## WHAT YOU NEED TO DO
Return each line of the listing that contains the string "index".

─── COLLECTED DATA ───

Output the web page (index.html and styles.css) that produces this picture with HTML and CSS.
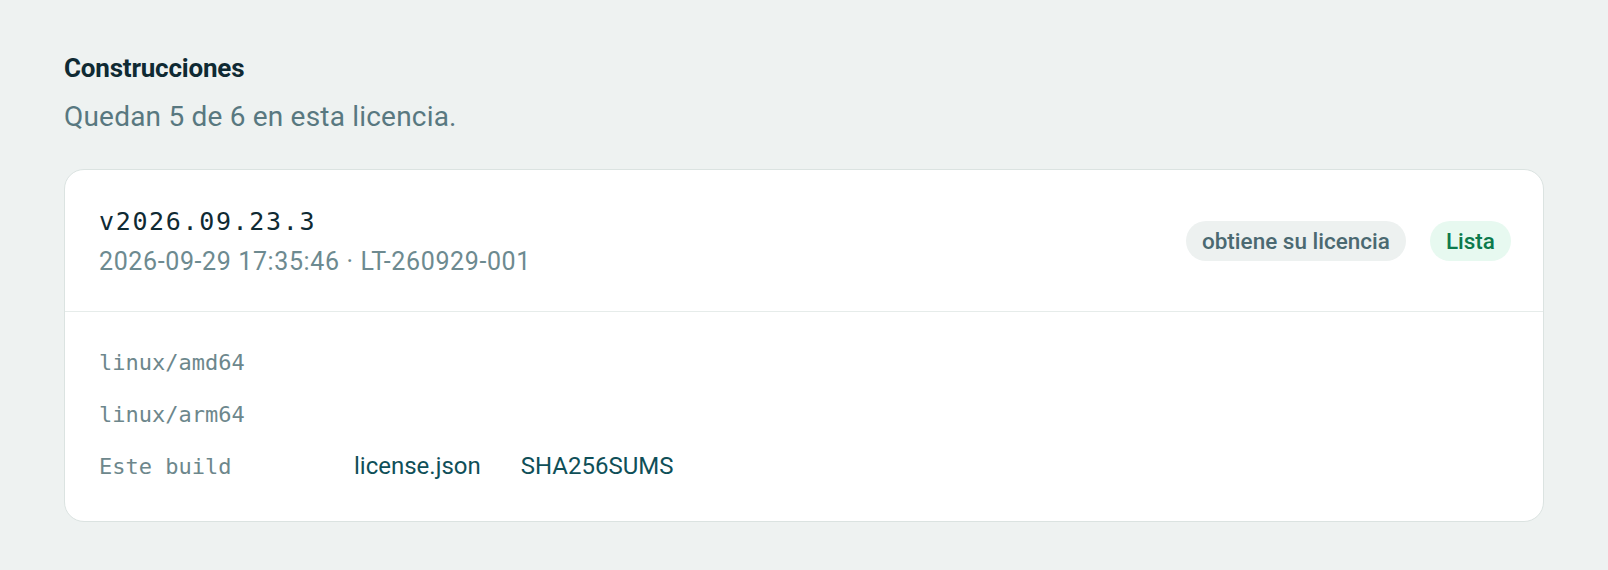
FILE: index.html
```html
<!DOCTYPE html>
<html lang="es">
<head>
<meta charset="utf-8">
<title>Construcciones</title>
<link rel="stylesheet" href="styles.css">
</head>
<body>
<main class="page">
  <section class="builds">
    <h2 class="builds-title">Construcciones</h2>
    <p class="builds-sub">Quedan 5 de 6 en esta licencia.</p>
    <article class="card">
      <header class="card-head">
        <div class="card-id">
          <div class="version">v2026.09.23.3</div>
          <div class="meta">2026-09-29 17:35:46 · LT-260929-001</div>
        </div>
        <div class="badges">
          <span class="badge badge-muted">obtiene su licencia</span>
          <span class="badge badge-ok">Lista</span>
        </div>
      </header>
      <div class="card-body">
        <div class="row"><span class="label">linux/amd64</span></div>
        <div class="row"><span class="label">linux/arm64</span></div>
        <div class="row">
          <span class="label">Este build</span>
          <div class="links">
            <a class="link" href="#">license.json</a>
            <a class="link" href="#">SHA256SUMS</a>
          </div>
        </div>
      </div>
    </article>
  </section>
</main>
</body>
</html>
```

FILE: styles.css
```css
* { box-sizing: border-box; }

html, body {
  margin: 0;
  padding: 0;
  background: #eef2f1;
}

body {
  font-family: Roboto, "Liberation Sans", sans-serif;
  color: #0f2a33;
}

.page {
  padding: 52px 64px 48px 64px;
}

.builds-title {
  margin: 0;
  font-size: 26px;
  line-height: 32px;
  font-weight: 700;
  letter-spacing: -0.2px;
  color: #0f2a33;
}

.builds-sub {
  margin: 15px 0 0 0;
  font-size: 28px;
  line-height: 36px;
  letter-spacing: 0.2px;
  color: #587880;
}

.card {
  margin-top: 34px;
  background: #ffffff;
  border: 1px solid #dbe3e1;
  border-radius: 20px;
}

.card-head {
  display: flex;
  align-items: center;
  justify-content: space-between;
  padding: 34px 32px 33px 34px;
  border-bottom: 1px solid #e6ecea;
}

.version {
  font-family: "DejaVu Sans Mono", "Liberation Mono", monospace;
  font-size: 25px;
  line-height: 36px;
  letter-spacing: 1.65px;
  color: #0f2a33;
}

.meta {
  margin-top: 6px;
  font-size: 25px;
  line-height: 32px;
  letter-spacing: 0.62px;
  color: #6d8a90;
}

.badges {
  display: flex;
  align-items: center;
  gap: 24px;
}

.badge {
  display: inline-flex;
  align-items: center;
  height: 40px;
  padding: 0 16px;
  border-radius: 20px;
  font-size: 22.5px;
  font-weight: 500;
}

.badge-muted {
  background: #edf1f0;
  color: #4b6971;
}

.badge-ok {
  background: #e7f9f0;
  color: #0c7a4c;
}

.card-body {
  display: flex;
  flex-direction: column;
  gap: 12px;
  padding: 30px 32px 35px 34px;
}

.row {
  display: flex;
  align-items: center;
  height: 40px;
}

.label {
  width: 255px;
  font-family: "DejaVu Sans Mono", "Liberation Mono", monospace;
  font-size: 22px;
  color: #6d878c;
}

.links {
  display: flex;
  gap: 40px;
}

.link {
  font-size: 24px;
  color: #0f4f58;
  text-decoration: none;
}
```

───

## RESULT OF THE TASK
Output the web page (index.html and styles.css) that produces this picture with HTML and CSS.
FILE: index.html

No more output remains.